Vous-mêmes, frères et sœurs, êtes des intendants de Dieu en votre faveur, en faveur de vos enfants et des générations à venir, en faveur de tous les peuples aussi. Vous défendez, chacun à sa manière, chacun et chacune à son poste, la liberté, la vérité, la justice, les biens précieux confiés aux humains et dont le fruit et la mesure est la paix. Vous les défendez par les armes et par le soutien multiforme apporté aux forces armées, et vous en avez le droit et le devoir, mais vous les défendez aussi en vous, en votre cœur à chacun et à chacune, en veillant à garder vos énergies intérieures, votre cœur, votre esprit, tendus vers la paix et l’espérance de la communion de tous les humains. Notre maître est celui qui se livre en cette Eucharistie, qui est prêt à vous donner tout de lui ; il attend de vous que vous lui ouvriez votre âme et le laissiez y habiter.

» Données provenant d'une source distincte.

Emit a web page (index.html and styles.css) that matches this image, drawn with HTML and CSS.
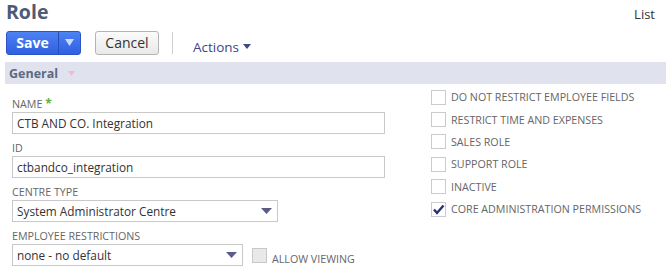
FILE: index.html
```html
<!DOCTYPE html>
<html>
<head>
<meta charset="utf-8">
<link rel="stylesheet" href="styles.css">
</head>
<body>
<div class="page">
  <div class="header">
    <h1 class="title">Role</h1>
    <a class="list-link">List</a>
  </div>
  <div class="toolbar">
    <div class="save-group">
      <span class="save-main">Save</span>
      <span class="save-menu"><svg width="9" height="7" viewBox="0 0 9 7"><path d="M0 0h9L4.5 7z" fill="#c9dcff"/></svg></span>
    </div>
    <span class="btn-cancel">Cancel</span>
    <span class="divider"></span>
    <span class="actions">Actions <svg width="8" height="5" viewBox="0 0 8 5"><path d="M0 0h8L4 5z" fill="#44497e"/></svg></span>
  </div>
  <div class="section-bar">
    <span class="section-title">General</span>
    <svg class="section-arrow" width="7" height="5" viewBox="0 0 7 5"><path d="M0 0h7L3.5 5z" fill="#f3b8d4"/></svg>
  </div>
  <div class="form">
    <div class="col-left">
      <div class="field">
        <label class="label">NAME <span class="req">*</span></label>
        <div class="input">CTB AND CO. Integration</div>
      </div>
      <div class="field">
        <label class="label">ID</label>
        <div class="input">ctbandco_integration</div>
      </div>
      <div class="field">
        <label class="label">CENTRE TYPE</label>
        <div class="select select-centre">System Administrator Centre<svg class="caret" width="11" height="6" viewBox="0 0 11 6"><path d="M0 0h11L5.5 6z" fill="#5b5c86"/></svg></div>
      </div>
      <div class="field">
        <label class="label">EMPLOYEE RESTRICTIONS</label>
        <div class="inline-row">
          <div class="select select-emp">none - no default<svg class="caret" width="11" height="6" viewBox="0 0 11 6"><path d="M0 0h11L5.5 6z" fill="#5b5c86"/></svg></div>
          <span class="box box-disabled"></span>
          <span class="allow">ALLOW VIEWING</span>
        </div>
      </div>
    </div>
    <div class="col-right">
      <div class="check-row"><span class="box"></span><span class="check-label">DO NOT RESTRICT EMPLOYEE FIELDS</span></div>
      <div class="check-row"><span class="box"></span><span class="check-label">RESTRICT TIME AND EXPENSES</span></div>
      <div class="check-row"><span class="box"></span><span class="check-label">SALES ROLE</span></div>
      <div class="check-row"><span class="box"></span><span class="check-label">SUPPORT ROLE</span></div>
      <div class="check-row"><span class="box"></span><span class="check-label">INACTIVE</span></div>
      <div class="check-row"><span class="box"><svg width="13" height="11" viewBox="0 0 13 11"><path d="M2 5.5l3 3.5L11.5 1.5" fill="none" stroke="#2b2f7a" stroke-width="2.4"/></svg></span><span class="check-label">CORE ADMINISTRATION PERMISSIONS</span></div>
    </div>
  </div>
</div>
</body>
</html>
```

FILE: styles.css
```css
* { box-sizing: border-box; }
html, body { margin: 0; padding: 0; background: #fff; }
body { font-family: "Open Sans", "DejaVu Sans", sans-serif; color: #333; }
.page { width: 666px; height: 276px; overflow: hidden; padding-left: 5px; }

.header { display: flex; justify-content: space-between; align-items: flex-start; height: 30px; padding-right: 11px; }
.title { margin: 0; font-size: 19.5px; font-weight: 700; color: #4d5b76; line-height: 24px; height: 26px; padding-left: 1px; }
.list-link { font-size: 13px; color: #333; line-height: 16px; margin-top: 6px; }

.toolbar { display: flex; align-items: center; height: 25px; padding-left: 1px; }
.save-group { display: flex; height: 24px; border: 1px solid #2b52c6; border-radius: 3px; background: linear-gradient(#4d82f4, #2f60e0); overflow: hidden; }
.save-main { width: 51px; color: #fff; font-weight: 700; font-size: 14px; line-height: 22px; text-align: center; }
.save-menu { width: 22px; border-left: 1px solid #2a4cb8; display: flex; align-items: center; justify-content: center; }
.btn-cancel { margin-left: 14px; height: 24px; width: 64px; border: 1px solid #b4b4b4; border-radius: 3px; background: linear-gradient(#fbfbfb, #e9e9e9); font-size: 14px; line-height: 22px; text-align: center; color: #333; }
.divider { margin-left: 13px; width: 1px; height: 22px; background: #cfcfcf; }
.actions { margin-left: 20px; margin-top: 8px; font-size: 13.5px; color: #3f4482; display: flex; align-items: center; gap: 4px; }

.section-bar { margin-top: 7px; height: 22px; background: #e0e3ee; display: flex; align-items: center; padding-left: 4px; }
.section-title { font-size: 12.5px; font-weight: 700; color: #5b6a84; }
.section-arrow { margin-left: 10px; }

.form { display: flex; padding-left: 7px; padding-top: 12px; }
.col-left { width: 373px; }
.col-right { margin-left: 46px; }

.field { display: flex; flex-direction: column; margin-bottom: 6px; }
.label { font-size: 10.7px; color: #666; line-height: 16px; height: 16px; }
.req { color: #5fae3a; font-weight: 700; font-size: 12px; }
.input, .select { height: 22px; border: 1px solid #c9c9c9; font-size: 11.8px; line-height: 20px; padding-left: 4px; color: #333; background: #fff; }
.select { position: relative; }
.caret { position: absolute; right: 5px; top: 7px; }
.select-centre { width: 266px; }
.select-emp { width: 231px; }
.inline-row { display: flex; align-items: flex-start; }
.box { width: 15px; height: 15px; border: 1px solid #cbcbcb; background: #fff; display: inline-flex; align-items: center; justify-content: center; flex: none; }
.box-disabled { margin-left: 9px; margin-top: 4px; background: #e9e9e9; border-color: #c8c8c8; }
.allow { margin-left: 5px; margin-top: 7px; font-size: 10.7px; color: #666; line-height: 16px; }

.check-row { display: flex; align-items: center; height: 22.4px; }
.check-row:first-child { margin-top: -10px; }
.check-label { margin-left: 5px; font-size: 10.7px; color: #666; }
```
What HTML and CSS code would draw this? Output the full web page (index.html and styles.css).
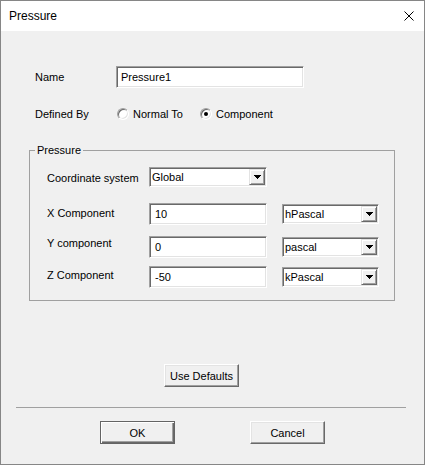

N’oubliez jamais que, selon la formule de saint Paul, il « veut que tous les hommes soient sauvés et parviennent à la connaissance de la vérité ». Alors, vous résisterez au mal et vous préparez l’avènement de la justice en progressant dans la vérité et la justice,

                                                                                               Amen.